Der Kläger hat sich schon in seinen Klagen darauf berufen, daß ihm nicht nur unwiderruflich die Verkaufsvollmacht erteilt wurde, sondern auch, wie dies der Ausgleich in seinem Punkt 3 vorsah, das gesamte Vermögen der Ausgleichsschuldnerin übertragen (§ 55c Abs. 2 AO) wurde. Mit der Vermögensübertragung geht die sachenrechtliche Ermächtigung über das Liquidationsvermögen nach den vorstehenden Ausführungen auf den Sachwalter über, der aus dieser ihm treuhändisch für Gläubiger und Schuldner überlassenen Verfügungsmacht Eigenrechte innehat und daher zum Einschreiten in eigenem Namen berechtigt ist (SZ 49/55; SZ 47/14; SZ 45/16 ua.). Die vom Berufungsgericht vorgenommene Untersuchung der Vollmacht hat daher nicht stattzufinden, weil der Kläger als Träger behaupteter Sachwalterverfügungsmacht über ihm übertragenes Vermögen eingeschritten ist. Ob er dazu im konkreten Fall tatsächlich berechtigt ist, betrifft seine aktive Klagslegitimation, deren Verneinung nur zur Abweisung der Klagebegehren, nicht aber zu deren Zurückweisung der Klagebegehren führen kann.

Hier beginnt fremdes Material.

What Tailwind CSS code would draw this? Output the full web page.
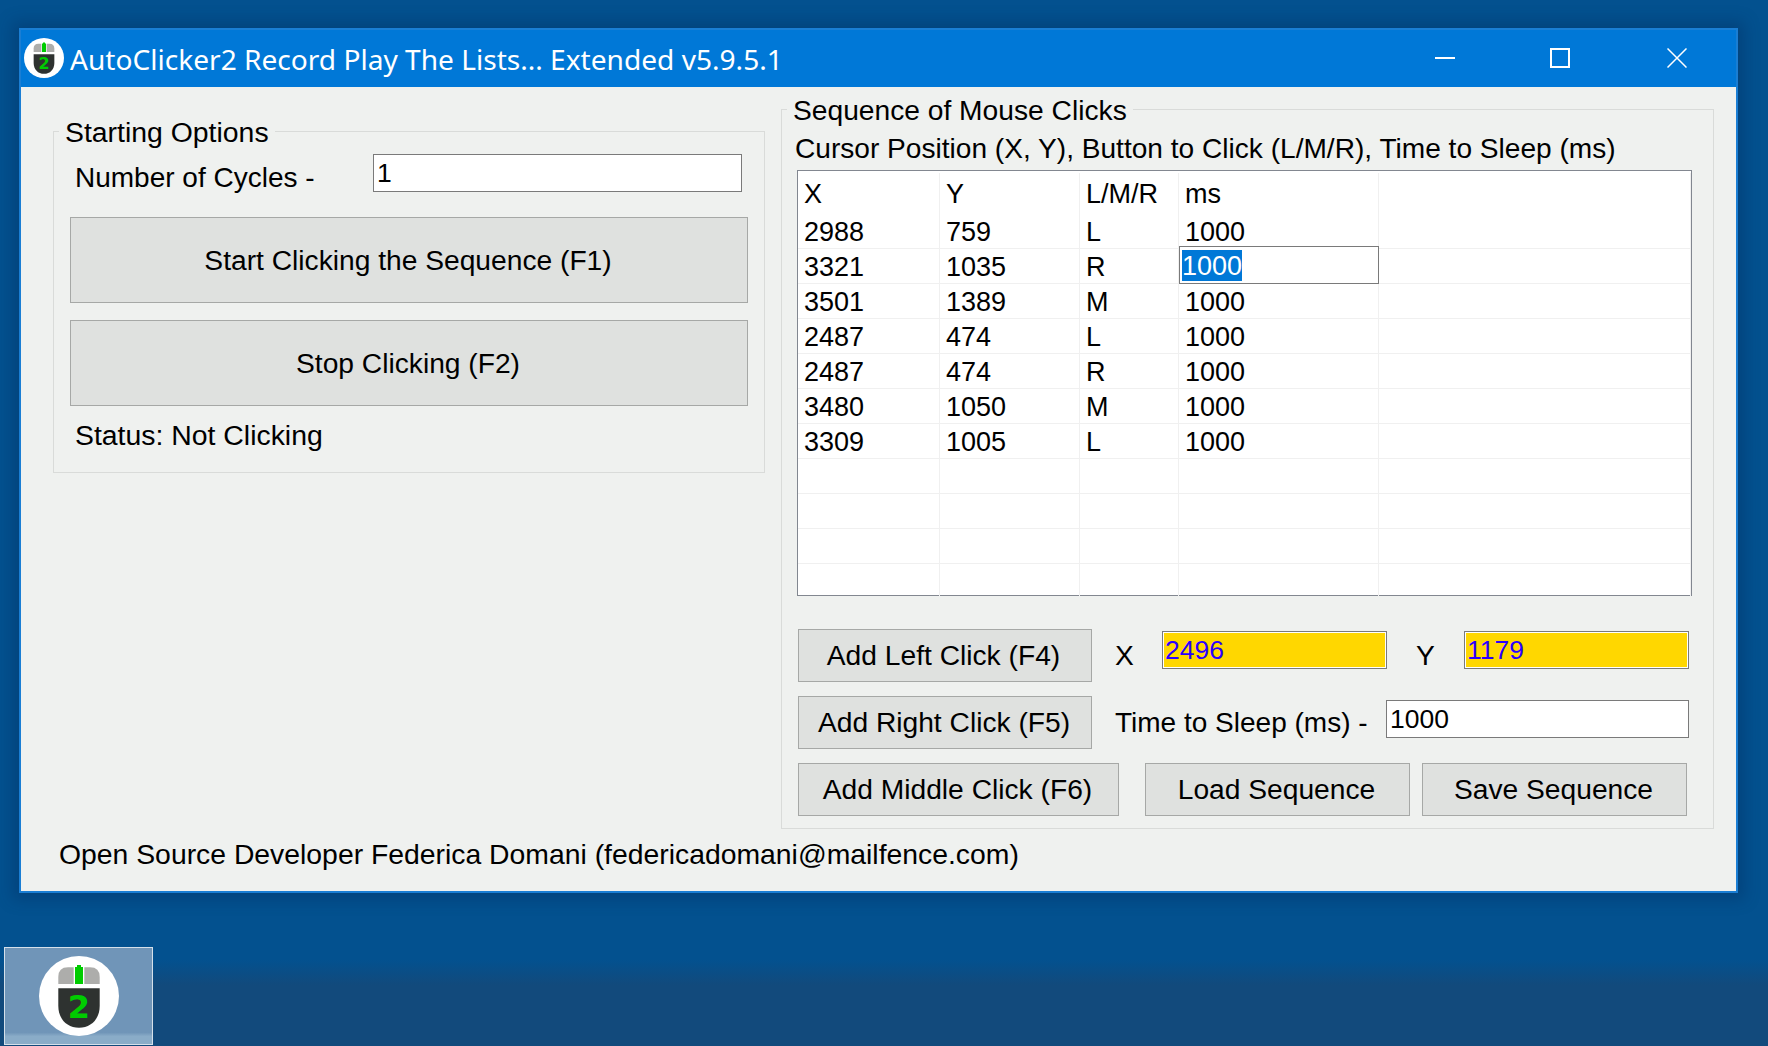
<!DOCTYPE html>
<html lang="en">

<head>
    <meta charset="UTF-8">
    <title>AutoClicker2</title>
    <script src="https://cdn.jsdelivr.net/npm/@tailwindcss/browser@4"></script>
</head>

<body class="relative w-[1768px] h-[1046px] overflow-hidden bg-[linear-gradient(#03518f_0,#03518f_960px,#124a7c_985px)] font-['Liberation_Sans',Arial,sans-serif] text-[28.2px] leading-none text-black">

    <!-- Main window -->
    <div class="absolute left-[19px] top-[28px] w-[1719px] h-[865px] border-2 border-[#1a7ed4] bg-[#eff1ef] shadow-[0_0_14px_6px_rgba(0,40,90,.35)] flex flex-col">

        <!-- Title bar -->
        <div class="h-[57px] shrink-0 bg-[#0078d7] text-white flex items-center pl-[3px]">
            <svg class="w-[40px] h-[40px] shrink-0 mb-[2px]" viewBox="0 0 80 80">
                <circle cx="40" cy="40" r="40" fill="#fff" />
                <path d="M19.3 28V21Q19.3 11.3 29 11.3H34.7V28Z" fill="#adadab" />
                <path d="M60.7 28V21Q60.7 11.3 51 11.3H45.3V28Z" fill="#adadab" />
                <path d="M36 28V11H38V9H42V11H44V28Z" fill="#00cc00" />
                <path d="M19.3 32.3H60.7V50C60.7 63 52 71.7 40 71.7C28 71.7 19.3 63 19.3 50Z" fill="#2e3230" />
                <text x="40" y="61.5" text-anchor="middle" font-family="DejaVu Sans" font-weight="700" font-size="32" fill="#00cc00">2</text>
            </svg>
            <span class="ml-[6px] pt-[2px] font-['Noto_Sans',sans-serif] text-[28.1px]">AutoClicker2 Record Play The Lists... Extended v5.9.5.1</span>
            <div class="ml-auto flex items-center pr-[49px] mb-[2px]">
                <svg class="w-[20px] h-[20px]" viewBox="0 0 20 20"><path d="M0 10H20" stroke="#fff" stroke-width="2" /></svg>
                <svg class="w-[20px] h-[20px] ml-[95px]" viewBox="0 0 20 20"><path d="M1 1H19V19H1Z" fill="none" stroke="#fff" stroke-width="2" /></svg>
                <svg class="w-[20px] h-[20px] ml-[97px]" viewBox="0 0 20 20"><path d="M0.5 0.5L19.5 19.5M19.5 0.5L0.5 19.5" stroke="#fff" stroke-width="1.5" /></svg>
            </div>
        </div>

        <!-- Body -->
        <div class="relative flex-1 flex items-start">

            <!-- Starting Options -->
            <div class="relative ml-[32px] mt-[44px] w-[712px] h-[342px] shrink-0 border border-[#d9dbd9] px-[16px]">
                <div class="absolute left-[5px] top-[-15px] bg-[#eff1ef] px-[6px] h-[30px] flex items-center text-[28.4px]">Starting Options</div>
                <div class="flex items-center h-[38px] mt-[22px]">
                    <span class="ml-[5px] w-[298px] pt-[9px] text-[28px]">Number of Cycles -</span>
                    <div class="w-[369px] h-[38px] border border-[#7a7a7a] bg-white text-[26.5px] pl-[3px] flex items-center">1</div>
                </div>
                <button class="block w-[678px] h-[86px] mt-[25px] pr-[2px] border border-[#a6a8a6] bg-[#dfe1df]">Start Clicking the Sequence (F1)</button>
                <button class="block w-[678px] h-[86px] mt-[17px] pr-[2px] border border-[#a6a8a6] bg-[#dfe1df]">Stop Clicking (F2)</button>
                <div class="ml-[5px] mt-[15px] text-[28.4px]">Status: Not Clicking</div>
            </div>

            <!-- Sequence of Mouse Clicks -->
            <div class="relative ml-[16px] mt-[22px] w-[933px] h-[720px] shrink-0 border border-[#d9dbd9] pl-[13px]">
                <div class="absolute left-[5px] top-[-15px] bg-[#eff1ef] px-[6px] h-[30px] flex items-center whitespace-nowrap">Sequence of Mouse Clicks</div>
                <div class="mt-[25px] h-[28px] flex items-center whitespace-nowrap text-[28.1px]">Cursor Position (X, Y), Button to Click (L/M/R), Time to Sleep (ms)</div>

                <!-- List of clicks -->
                <div class="relative mt-[7px] ml-[2px] w-[895px] h-[426px] border border-[#828790] bg-white text-[27px]">
                    <div class="grid grid-cols-[142px_140px_99px_200px_1fr] h-[43px] pt-[2px] *:pl-[6px] *:pt-[2px] *:flex *:items-center *:border-r *:border-[#f0f0f0]">
                        <div class="pl-[7px]">X</div><div>Y</div><div>L/M/R</div><div>ms</div><div class="border-r-0"></div>
                    </div>
                    <div class="grid grid-cols-[142px_140px_99px_200px_1fr] h-[35px] border-b border-[#f0f0f0] *:pl-[6px] *:pt-[2px] *:flex *:items-center *:border-r *:border-[#f0f0f0]">
                        <div>2988</div><div>759</div><div>L</div><div>1000</div><div></div>
                    </div>
                    <div class="grid grid-cols-[142px_140px_99px_200px_1fr] h-[35px] border-b border-[#f0f0f0] *:pl-[6px] *:pt-[2px] *:flex *:items-center *:border-r *:border-[#f0f0f0]">
                        <div>3321</div><div>1035</div><div>R</div>
                        <div class="relative"><div class="absolute left-0 top-[-3px] w-[200px] h-[38px] border border-[#7a7a7a] bg-white flex items-center pl-[2px]"><div class="bg-[#0078d7] text-white h-[31px] w-[60px] pt-[2px] flex items-center">1000</div></div></div><div></div>
                    </div>
                    <div class="grid grid-cols-[142px_140px_99px_200px_1fr] h-[35px] border-b border-[#f0f0f0] *:pl-[6px] *:pt-[2px] *:flex *:items-center *:border-r *:border-[#f0f0f0]">
                        <div>3501</div><div>1389</div><div>M</div><div>1000</div><div></div>
                    </div>
                    <div class="grid grid-cols-[142px_140px_99px_200px_1fr] h-[35px] border-b border-[#f0f0f0] *:pl-[6px] *:pt-[2px] *:flex *:items-center *:border-r *:border-[#f0f0f0]">
                        <div>2487</div><div>474</div><div>L</div><div>1000</div><div></div>
                    </div>
                    <div class="grid grid-cols-[142px_140px_99px_200px_1fr] h-[35px] border-b border-[#f0f0f0] *:pl-[6px] *:pt-[2px] *:flex *:items-center *:border-r *:border-[#f0f0f0]">
                        <div>2487</div><div>474</div><div>R</div><div>1000</div><div></div>
                    </div>
                    <div class="grid grid-cols-[142px_140px_99px_200px_1fr] h-[35px] border-b border-[#f0f0f0] *:pl-[6px] *:pt-[2px] *:flex *:items-center *:border-r *:border-[#f0f0f0]">
                        <div>3480</div><div>1050</div><div>M</div><div>1000</div><div></div>
                    </div>
                    <div class="grid grid-cols-[142px_140px_99px_200px_1fr] h-[35px] border-b border-[#f0f0f0] *:pl-[6px] *:pt-[2px] *:flex *:items-center *:border-r *:border-[#f0f0f0]">
                        <div>3309</div><div>1005</div><div>L</div><div>1000</div><div></div>
                    </div>
                    <div class="grid grid-cols-[142px_140px_99px_200px_1fr] h-[35px] border-b border-[#f0f0f0] *:border-r *:border-[#f0f0f0]"><div></div><div></div><div></div><div></div><div></div></div>
                    <div class="grid grid-cols-[142px_140px_99px_200px_1fr] h-[35px] border-b border-[#f0f0f0] *:border-r *:border-[#f0f0f0]"><div></div><div></div><div></div><div></div><div></div></div>
                    <div class="grid grid-cols-[142px_140px_99px_200px_1fr] h-[35px] border-b border-[#f0f0f0] *:border-r *:border-[#f0f0f0]"><div></div><div></div><div></div><div></div><div></div></div>
                    <div class="grid grid-cols-[142px_140px_99px_200px_1fr] h-[32px] *:border-r *:border-[#f0f0f0]"><div></div><div></div><div></div><div></div><div></div></div>
                </div>

                <!-- Controls -->
                <div class="flex items-center mt-[32px] ml-[3px] h-[54px]">
                    <button class="w-[294px] h-[53px] pt-[1px] pr-[3px] border border-[#a6a8a6] bg-[#dfe1df]">Add Left Click (F4)</button>
                    <span class="ml-[23px] w-[47px] pt-[1px]">X</span>
                    <div class="w-[225px] h-[38px] mb-[10px] border border-[#7a7a7a] outline outline-1 -outline-offset-2 outline-white bg-[#ffd700] text-[26.5px] text-[#2a00ff] pl-[2px] flex items-center">2496</div>
                    <span class="ml-[29px] w-[48px] pt-[1px]">Y</span>
                    <div class="w-[225px] h-[38px] mb-[10px] border border-[#7a7a7a] outline outline-1 -outline-offset-2 outline-white bg-[#ffd700] text-[26.5px] text-[#2a00ff] pl-[2px] flex items-center">1179</div>
                </div>
                <div class="flex items-center mt-[13px] ml-[3px] h-[54px]">
                    <button class="w-[294px] h-[53px] pt-[1px] pr-[2px] border border-[#a6a8a6] bg-[#dfe1df]">Add Right Click (F5)</button>
                    <span class="ml-[23px] w-[271px] pt-[2px] whitespace-nowrap text-[28px]">Time to Sleep (ms) -</span>
                    <div class="w-[303px] h-[38px] mb-[6px] border border-[#7a7a7a] bg-white text-[26.5px] pl-[3px] flex items-center">1000</div>
                </div>
                <div class="flex items-center mt-[14px] ml-[3px] h-[53px]">
                    <button class="w-[321px] h-[53px] pr-[2px] border border-[#a6a8a6] bg-[#dfe1df]">Add Middle Click (F6)</button>
                    <button class="ml-[26px] w-[265px] h-[53px] pr-[2px] border border-[#a6a8a6] bg-[#dfe1df]">Load Sequence</button>
                    <button class="ml-[12px] w-[265px] h-[53px] pr-[2px] border border-[#a6a8a6] bg-[#dfe1df]">Save Sequence</button>
                </div>
            </div>

            <div class="absolute left-[38px] top-[753px] text-[28.35px]">Open Source Developer Federica Domani (federicadomani@mailfence.com)</div>
        </div>
    </div>

    <!-- Minimised tray thumbnail -->
    <div class="absolute left-[4px] top-[947px] w-[149px] h-[98px] border border-[#d5e0ea] bg-[linear-gradient(#7095b8_0,#7095b8_88%,#8aacc8_92%)] flex items-center justify-center">
        <svg class="w-[80px] h-[80px]" viewBox="0 0 80 80">
            <circle cx="40" cy="40" r="40" fill="#fff" />
            <path d="M19.3 28V21Q19.3 11.3 29 11.3H34.7V28Z" fill="#adadab" />
            <path d="M60.7 28V21Q60.7 11.3 51 11.3H45.3V28Z" fill="#adadab" />
            <path d="M36 28V11H38V9H42V11H44V28Z" fill="#00cc00" />
            <path d="M19.3 32.3H60.7V50C60.7 63 52 71.7 40 71.7C28 71.7 19.3 63 19.3 50Z" fill="#2e3230" />
            <text x="40" y="61.5" text-anchor="middle" font-family="DejaVu Sans" font-weight="700" font-size="32" fill="#00cc00">2</text>
        </svg>
    </div>
</body>

</html>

Darauf, ob der Sachwalter die aktive Klagslegitimation auch dann erst mit der Ausgleichsbestätigung erlangt, wenn ihm das Liquidationsvermögen vorher - iS des § 50 Z 4 AO - bereits übergeben ist, ob die Exekutionssperre (SZ 49/55; SZ 47/14 ua.) nicht ausnahmslos erst mit der Rechtskraft der Bestätigung des Ausgleichs eintritt und ob sie auch den bevorrechteten Gläubiger an der Einzelexekution zugunsten ihrer Vorrechtsforderungen für die Dauer der Liquidation durch den Sachwalter hindert (SZ 49/55 SZ 47/14, aM Jelinek, Der Liquidationsausgleich, Reimer-FS, 199) ist vorerst nicht einzugehen. Das Berufungsgericht hat dazu noch nicht Stellung genommen, sondern ist, ausgehend von einer vom OGH nicht geteilten Rechtsansicht, mit der Nichtigerklärung und der Zurückweisung der Klagen vorgegangen.